How can I calculate the matrix's exponential?

maxima-admin@math.utexas.edu wrote on 04/01/2005 04:33:53 AM:

> By using 
>    a:Matrix([b,c],[0,d]);
>    e^a;
> 
> I cannot get the wanted result, Please tell me how to get its result? 

There are at least three packages for matrix exponentiation.
I'll describe the one I wrote. Get the file 'matrixexp-1.0.tar.gz' from 
http://www.unk.edu/acad/math/people/willisb/ and unpack it.
 
(%i1) load("l:/matrixexp-1.0/matrixexp");
(%O1) l:/matrixexp-1.0/matrixexp.lisp
(%i2) m : matrix([b,c],[0,d])$

To exponentiate a matrix, use 'matrixexp.' 
(%i3) matrixexp(m);
Proviso: assuming d-b # 0
(%O3) matrix([%e^B,(C*%e^D-%e^B*C)/(D-B)],[0,%e^D])

The proviso message tells us that d-b = 0 is a special
case.  Let's substitute d -> b 

(%i4) subst(d=b,m);
(%O4) matrix([B,C],[0,B])
(%i5) matrixexp(%);
(%O5) matrix([%e^B,%e^B*C],[0,%e^B])

To compute exp(m z), where z is a scalar, use an
optional second argument

(%i6) matrixexp(m,z);
Proviso: assuming d-b # 0
(%O6) matrix([%e^(B*Z),(C*%e^(D*Z)-C*%e^(B*Z))/(D-B)],[0,%e^(D*Z)])

To find log(m),

(%i9) matrixfun(lambda([x],log(x)),m);
Proviso: assuming d-b # 0
(%O9) matrix([log(B),(C*log(D)-log(B)*C)/(D-B)],[0,log(D)])

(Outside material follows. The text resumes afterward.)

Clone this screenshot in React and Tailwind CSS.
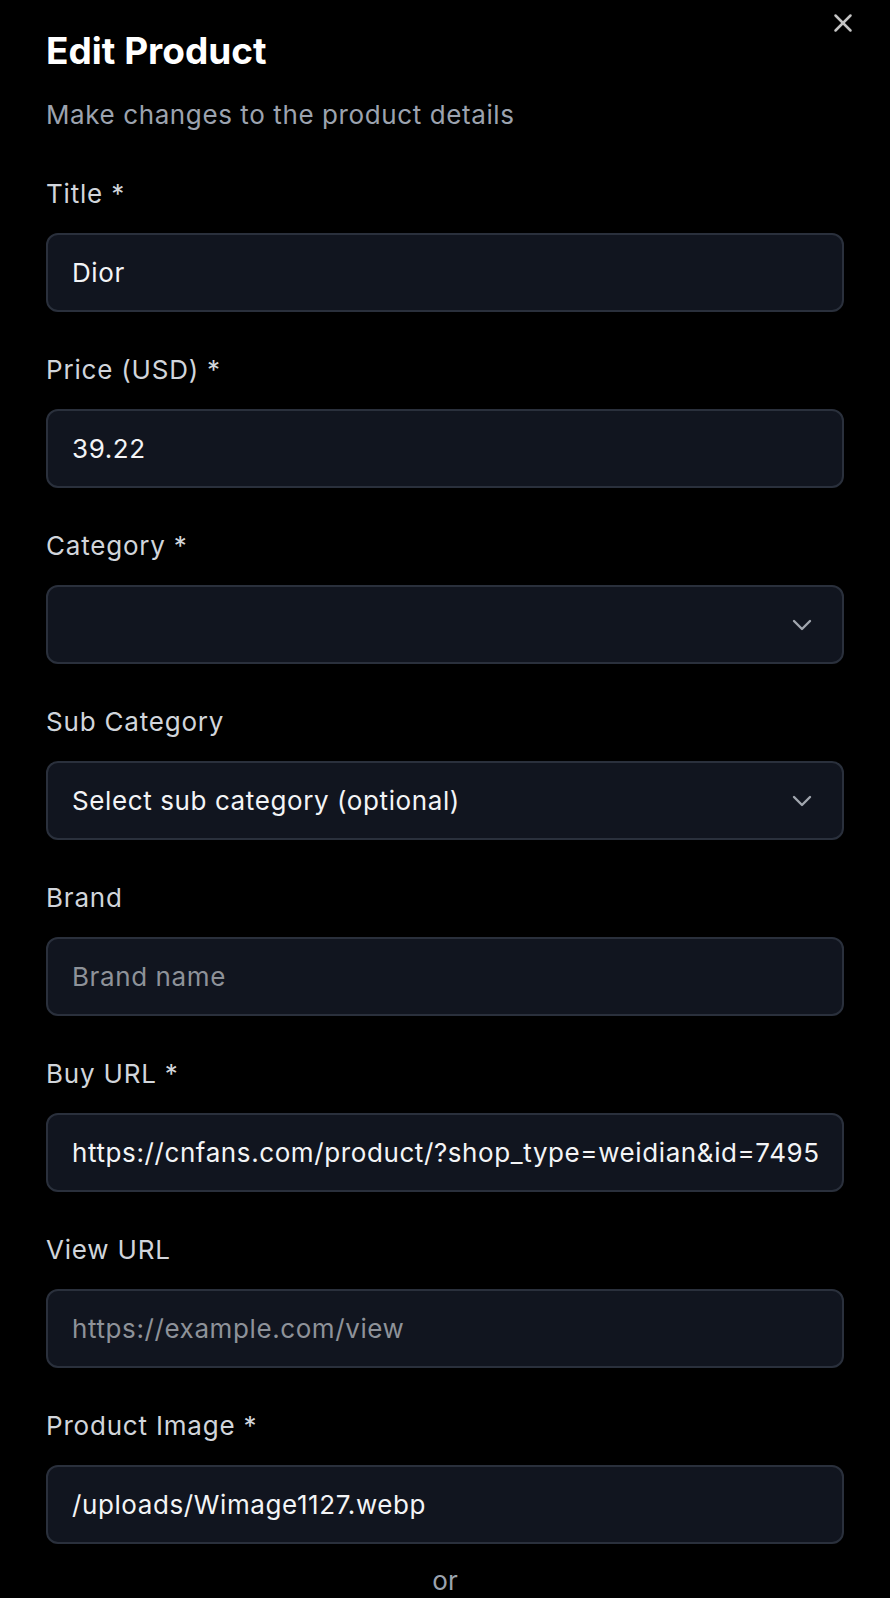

Finally, the spectral representation (linear combination
of projections plus a nilpotent)

(%i12) spectral_rep(m);
Proviso: assuming d-b # 0
(%O12) 
[[D,B],[matrix([0,C/(D-B)],[0,1]),matrix([1,-C/(D-B)],[0,0])],matrix([0,0],[0,0])]
(%i13) spectral_rep(subst(d=b,m));
(%O13) [[B],[matrix([1,0],[0,1])],matrix([0,C],[0,0])]

See the file 'matrixexp.usage' for more information.

Barton